Que a responsabilidade de um caderno de cultura seja entregue a um sujeito capaz de expor com tanta candura sua ignorância dos elementos básicos da investigação literária, eis um fato que ilustra, mais que qualquer outro, o estado de completo descalabro a que chegou a nossa imprensa soi disant cultural.
Mas não é somente no aspecto intelectual que o sr. Nabolla Piza está bem abaixo das responsabilidades que nominalmente lhe incumbem. Pelo lado moral ele não está nada melhor. Pois, além de ser um ignorante presunçoso, é também um mentiroso e um difamador.
Mentiroso, porque simplesmente não é verdade que ele preparou sozinho o Dicionário da Côrte de Paulo Francis — antologia de autor vivo que contribuiu pessoalmente para a feitura da obra, não só lendo e aprovando a seleção, mas escrevendo-lhe o prefácio (Dicionário da Côrte de Paulo Francis, São Paulo, Companhia das Letras, 1996).
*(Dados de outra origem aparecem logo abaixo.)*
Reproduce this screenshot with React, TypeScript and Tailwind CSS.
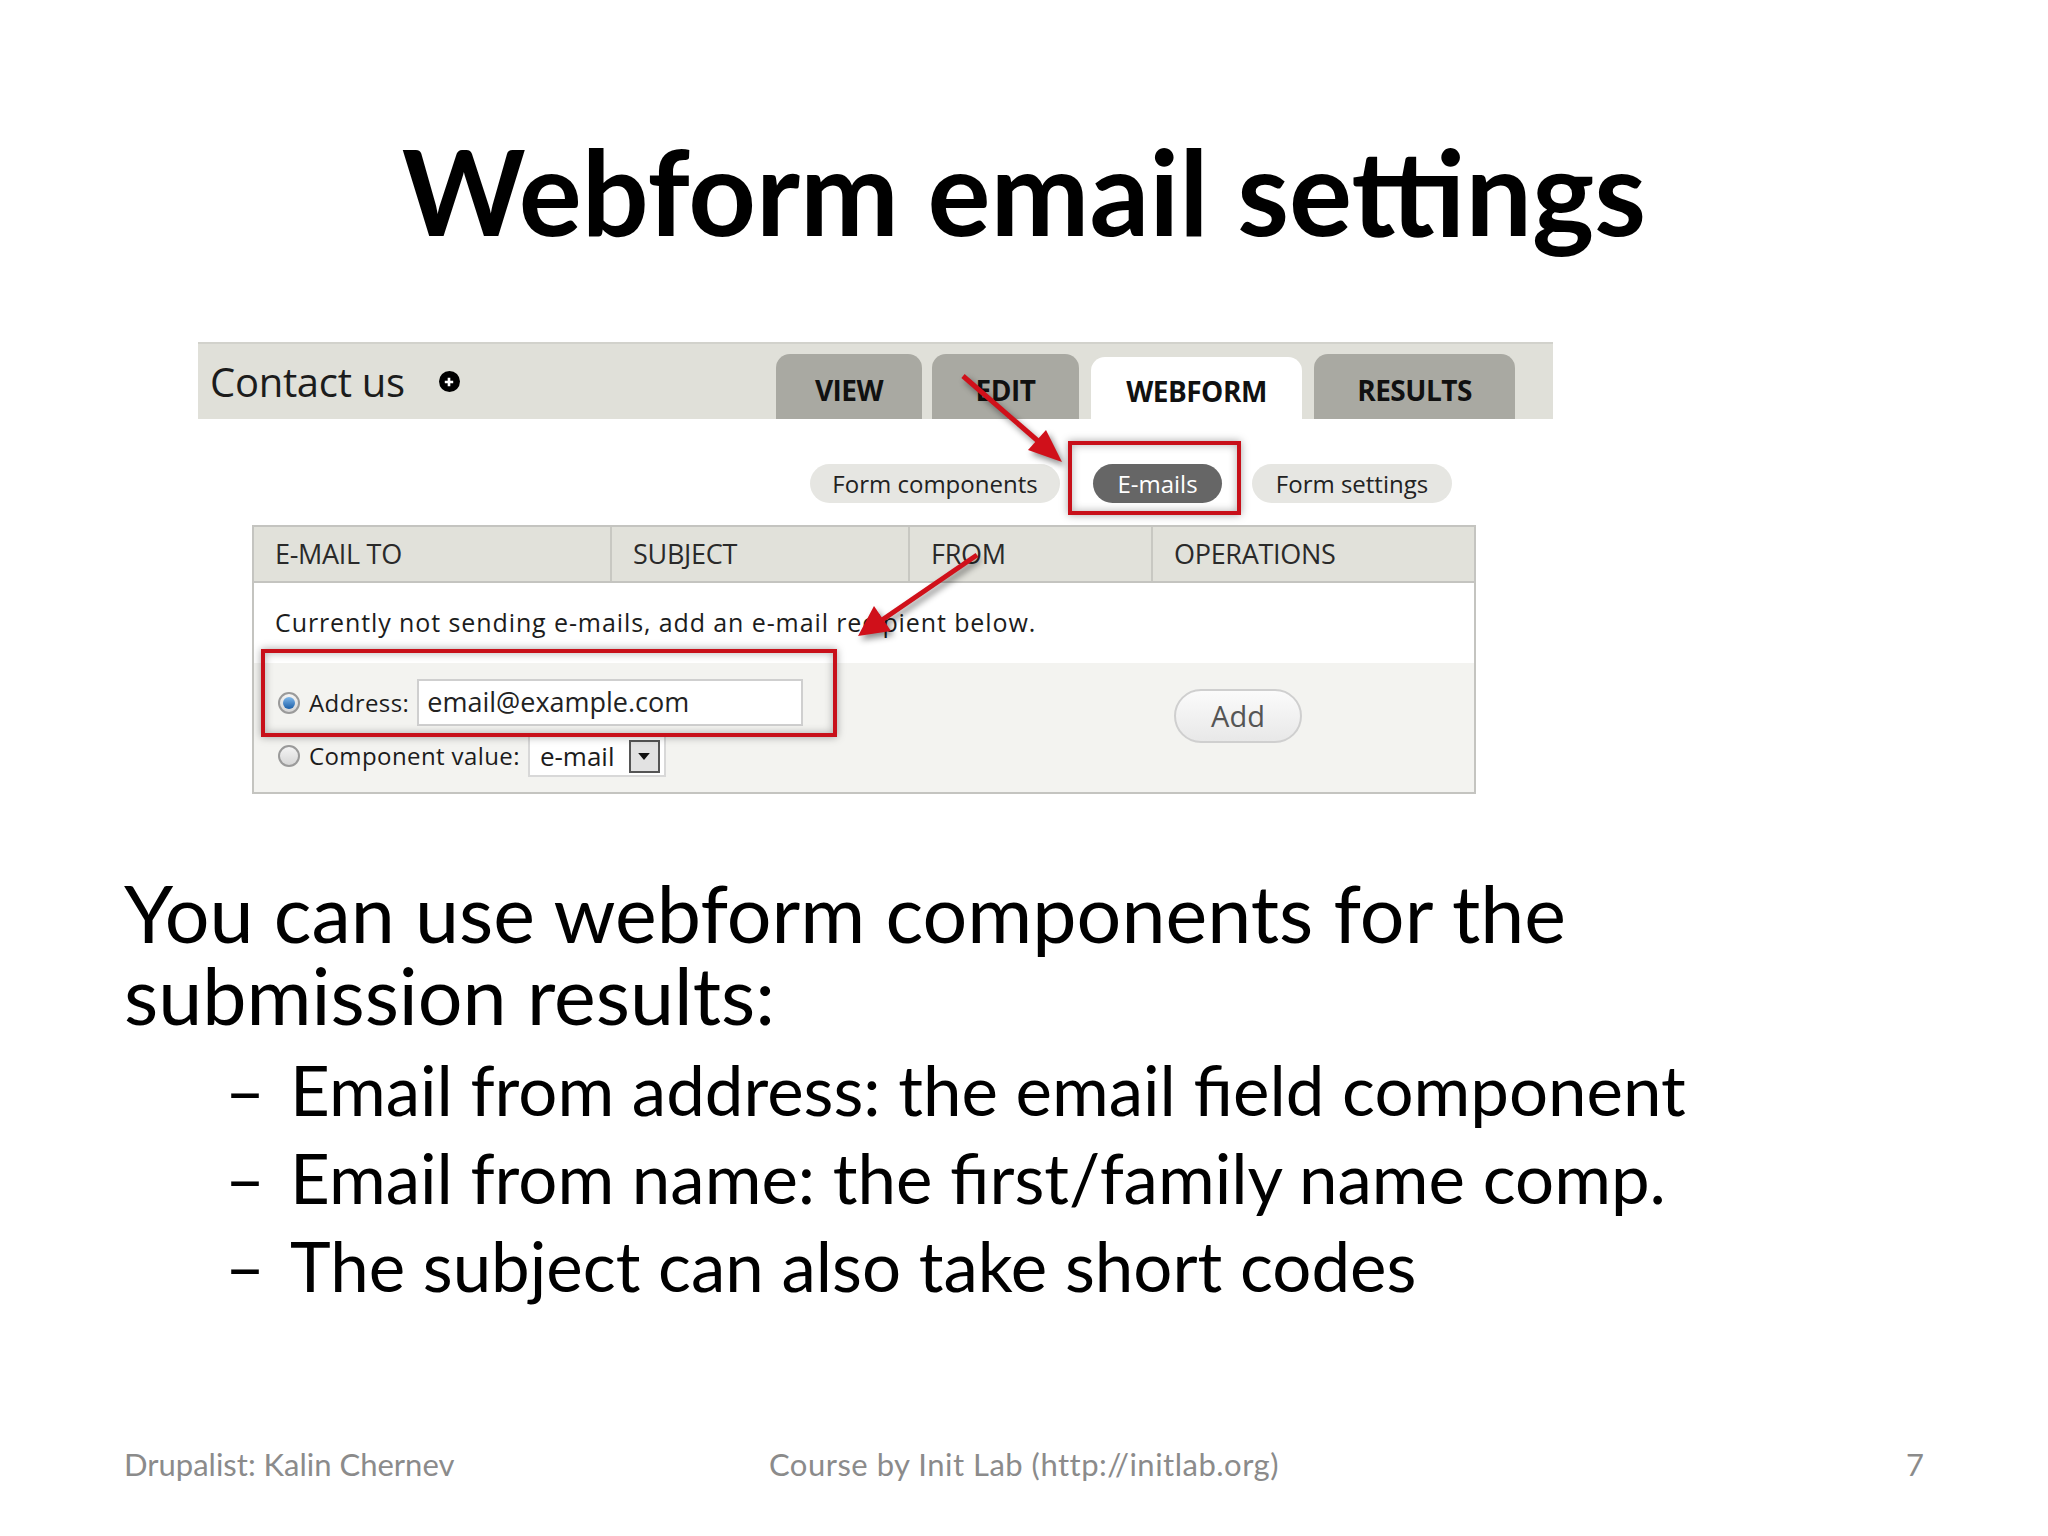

Difamador, porque a frase “soube que ele (Olavo de Carvalho) não estava sozinho (na preparação do livro de Carpeaux)” é um primor de ambigüidade perversa, destinado a deixar no leitor a impressão de que meus méritos não são somente meus, mas também de algum misterioso ghost writer.
Sim, porque essas palavras não podem se referir a meus auxiliares — pesquisadores, revisores, artistas gráficos —, a cujas contribuições, ostensivamente listadas e reconhecidas no começo do livro, nada deve o meu trabalho pessoal de intérprete e biógrafo de Otto Maria Carpeaux.
Ninguém, para referir-se a fato público e notório, usa a expressão “soube que…”. Ao contrário: este modo de dizer alude a alguma informação discreta ou sigilosa, a que o falante teria tido acesso por meios especiais. Ao usá-la, o sr. Piza Nabolla tenta deixar o leitor com a pulga atrás da orelha, perguntando a si mesmo: “Qual será o cérebro que move o Olavo de Carvalho?”.
Da minha parte, não tentarei incutir na mente dos leitores pergunta semelhante no que concerne ao fofoqueiro que pretende assim minar minha reputação: ninguém daria atenção às minhas insinuações, pois todo mundo já sabe que nenhumcérebro move o sr. Nabolla.